I’m going to tell you a story.  It’s long.  Sorry in advance.

Remember when I left Houston?  I put everything into a U-Haul UBox and sent it from Houston to California until I decided what to do with it.  Well, it was time to go home to Hawaii - so I was going to arrange to send it from California to Hawaii.  The cost was going to be 3500.  This seemed very expensive so I also called Matson and received a quote for a 20ft container.  Their rate was also 3500.  This told me one key thing:  U-Haul is basing their price off the price of a container.  They know I won’t unpack my U-Box and stuff a container for the same price - there would have to be a price savings on the container.  To make a container cheaper for myself I could find someone to share it with but, this is complicated because I’d need to find someone going to Hilo - if I didn’t need my items in a timely manner that might be fine.  One critical point of information here:  A U-box is 300 cu. ft.  A 20’ container is approximately 1360 cu. ft.  (the height of containers can vary).

So I decide that I’m way smarter than all of them - and I go find a 3PL (Third Party Logistics) they handle the warehousing, and logistics required prior to transport.  I find one who quotes me 1100 for shipping (based on cubic) and 800 to re-crate it.  I feel like a genius.

Freight Forwarders are licensed and basically negotiate ocean freight.  They are also responsible for all the paperwork necessary to complete the Bill of Lading which is required for shipment.  

Even though I’m in the shipping industry it would have been really hard for me to go directly to the Freight Forwarder.  Basically, I knew just enough to get myself into trouble.  

It turns out that what I actually found was a con artist.  He took my money for the logistics and didn’t pay the Freight Forwarder - which meant that my shipment was impounded in Honolulu and I had to negotiate the release of my Household Goods.  I had to file claim disputes with my bank and credit card companies and shut down all my accounts.  

The Jones Act isn’t costing the American Public billions of dollars.  Individual companies are charging rates based on the rate of container.  They are grossly overcharging Americans per cubic foot.

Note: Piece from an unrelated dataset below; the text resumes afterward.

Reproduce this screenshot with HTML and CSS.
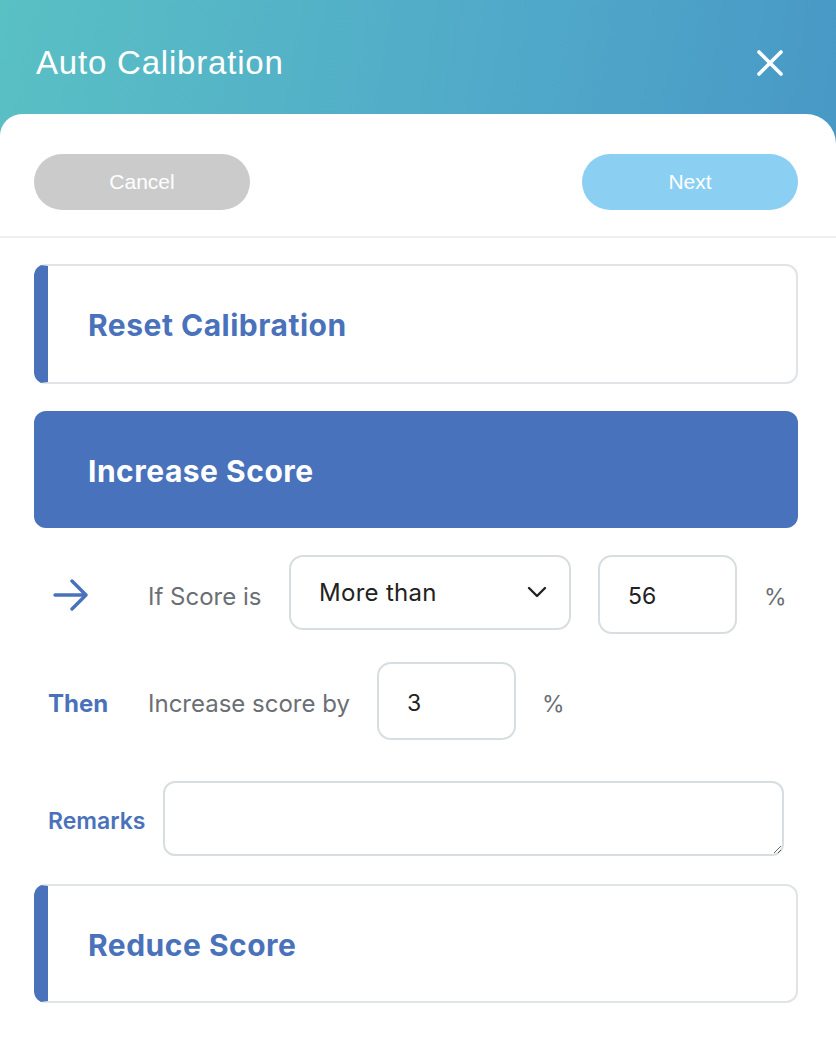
FILE: index.html
```html
<!DOCTYPE html>
<html lang="en">
<head>
<meta charset="utf-8">
<title>Auto Calibration</title>
<link rel="stylesheet" href="styles.css">
</head>
<body>
<div class="page">
  <header class="header">
    <h1 class="title">Auto Calibration</h1>
    <button class="close" aria-label="Close">
      <svg width="26" height="26" viewBox="0 0 26 26"><path d="M2 2 L24 24 M24 2 L2 24" stroke="#fff" stroke-width="3.6" stroke-linecap="round" fill="none"/></svg>
    </button>
  </header>
  <main class="panel">
    <div class="actions">
      <button class="btn btn-cancel">Cancel</button>
      <button class="btn btn-next">Next</button>
    </div>
    <div class="content">
      <div class="card card-outline"><span class="card-title">Reset Calibration</span></div>
      <div class="card card-filled"><span class="card-title">Increase Score</span></div>

      <div class="row row-if">
        <div class="lead lead-icon">
          <svg width="36" height="32" viewBox="0 0 36 32"><path d="M2 16 H33 M19 2 L33 16 L19 30" stroke="#4a72bb" stroke-width="3.4" stroke-linecap="round" stroke-linejoin="round" fill="none"/></svg>
        </div>
        <span class="label label-if">If Score is</span>
        <div class="select">
          <span>More than</span>
          <svg width="20" height="12" viewBox="0 0 20 12"><path d="M2 2 L10 10 L18 2" stroke="#222" stroke-width="2.4" stroke-linecap="round" stroke-linejoin="round" fill="none"/></svg>
        </div>
        <div class="input input-tall">56</div>
        <span class="unit unit-if">%</span>
      </div>

      <div class="row row-then">
        <div class="lead lead-text"><span class="then">Then</span></div>
        <span class="label label-then">Increase score by</span>
        <div class="input input-mid">3</div>
        <span class="unit unit-then">%</span>
      </div>

      <div class="row row-remarks">
        <div class="lead lead-remarks"><span class="remarks">Remarks</span></div>
        <textarea class="textarea"></textarea>
      </div>

      <div class="card card-outline card-last"><span class="card-title">Reduce Score</span></div>
    </div>
  </main>
</div>
</body>
</html>
```

FILE: styles.css
```css
* { box-sizing: border-box; }
html, body { margin: 0; padding: 0; background: #fff; }
body { width: 836px; height: 1042px; overflow: hidden; font-family: "Inter", "Noto Sans", sans-serif; }

.page {
  background: linear-gradient(100deg, #59c0c4 0%, #50a9c9 60%, #4899c6 100%);
  background-size: 100% 150px;
  background-repeat: no-repeat;
  min-height: 1042px;
}

.header {
  height: 114px;
  display: flex;
  align-items: center;
  justify-content: space-between;
  padding: 12px 53px 0 36px;
}
.title {
  margin: 0;
  font-family: "Liberation Sans", Arial, sans-serif;
  font-weight: 400;
  font-size: 33px;
  color: #fff;
  letter-spacing: 0.8px;
}
.close {
  background: none;
  border: 0;
  padding: 0;
  width: 26px;
  height: 26px;
  display: flex;
}

.panel {
  background: #fff;
  border-radius: 22px 30px 0 0;
  min-height: 928px;
}

.actions {
  display: flex;
  justify-content: space-between;
  padding: 40px 38px 26px 34px;
  border-bottom: 2px solid #f0f0f0;
}
.btn {
  width: 216px;
  height: 56px;
  border: 0;
  border-radius: 28px;
  color: #fff;
  font-family: "Liberation Sans", Arial, sans-serif;
  font-size: 21px;
  padding: 0;
}
.btn-cancel { background: #cbcbcb; }
.btn-next { background: #8bd0f2; }

.content {
  padding: 26px 38px 0 34px;
  display: flex;
  flex-direction: column;
}

.card {
  border-radius: 12px;
  display: flex;
  align-items: center;
  padding-left: 54px;
}
.card-title {
  font-size: 30px;
  font-weight: 700;
  letter-spacing: 0.5px;
  padding-top: 2px;
}
.card-outline {
  height: 120px;
  border: 2px solid #e0e4e7;
  border-left: 14px solid #4a72bb;
  padding-left: 40px;
}
.card-outline .card-title { color: #4a72bb; }
.card-filled {
  height: 117px;
  margin-top: 27px;
  background: #4872bc;
}
.card-filled .card-title { color: #fff; }
.card-last { margin-top: 28px; height: 119px; }

.row {
  display: flex;
  align-items: center;
}
.row-if { margin-top: 27px; height: 79px; }
.row-then { margin-top: 28px; height: 78px; }
.row-remarks { margin-top: 41px; height: 75px; }

.lead { display: flex; align-items: center; }
.lead-icon { width: 114px; padding-left: 19px; }
.lead-text { width: 114px; padding-left: 14px; }
.lead-remarks { width: 129px; padding-left: 14px; }

.label {
  font-size: 24px;
  color: #6b6f74;
  padding-top: 4px;
}
.label-if { width: 141px; }
.label-then { width: 229px; }

.then, .remarks {
  font-size: 24px;
  color: #4a72bb;
  padding-top: 4px;
}
.then { font-weight: 700; }
.remarks { font-weight: 600; font-size: 23px; }

.select {
  width: 282px;
  height: 75px;
  border: 2px solid #d7dde0;
  border-radius: 14px;
  display: flex;
  align-items: center;
  justify-content: space-between;
  padding: 0 22px 0 28px;
  font-size: 24px;
  letter-spacing: 0.3px;
  color: #222;
  align-self: flex-start;
}
.select svg { margin-top: -2px; }

.input {
  width: 139px;
  border: 2px solid #d7dde0;
  border-radius: 14px;
  display: flex;
  align-items: center;
  padding-left: 28px;
  font-size: 23px;
  color: #222;
  padding-top: 3px;
}
.input-tall { height: 79px; margin-left: 27px; }
.input-mid { height: 78px; }

.unit {
  font-size: 23px;
  color: #6b6f74;
  padding-top: 5px;
}
.unit-if { margin-left: 27px; }
.unit-then { margin-left: 26px; }

.textarea {
  width: 621px;
  height: 75px;
  border: 2px solid #d7dde0;
  border-radius: 12px;
  font-family: inherit;
  font-size: 20px;
  padding: 10px;
  margin: 0;
  outline: none;
}
```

Freight Forwarders have increased the cost of shipping Household Goods over other types of items because they know its a high claim item but, they also don’t charge an individual the same rates that they charge a 3PL.  Which means, I have to use a 3PL to save money with the Freight Forwarder.

It’s statistically impossible that I just happened to select the only con-artist 3PL.  3PL’s aren’t exactly popping up on Yelp so, you basically take a gamble when you use one.

What initially would have cost 3500 to ship has cost 5000 by the time I got swindled.  Want to know what the actual freight cost was?  1400.  

So the next time you hear someone quote how much Americans are losing by shipping their goods on US Flag vessels you can divide that number by three.  At a minimum.  Then you add in what it’s worth to keep jobs in America.  Can you put a price on clean water and white sand?  How about the very human element involved - shouldn’t foreign sailors make a livable wage like American Sailors?  These things are hard to quantify but protected by the Jones Act.

The next time you hear the Jones Act mentioned please remember that it’s reach is far and most often misunderstood.


Sometimes the mood strikes me and I hit the keyboard and tap away furiously.  These are often the times that make me feel nervous when I hit publish.  I normally don't read through before hitting publish because if I do I'll chicken out and not post.  I apologize for any errors.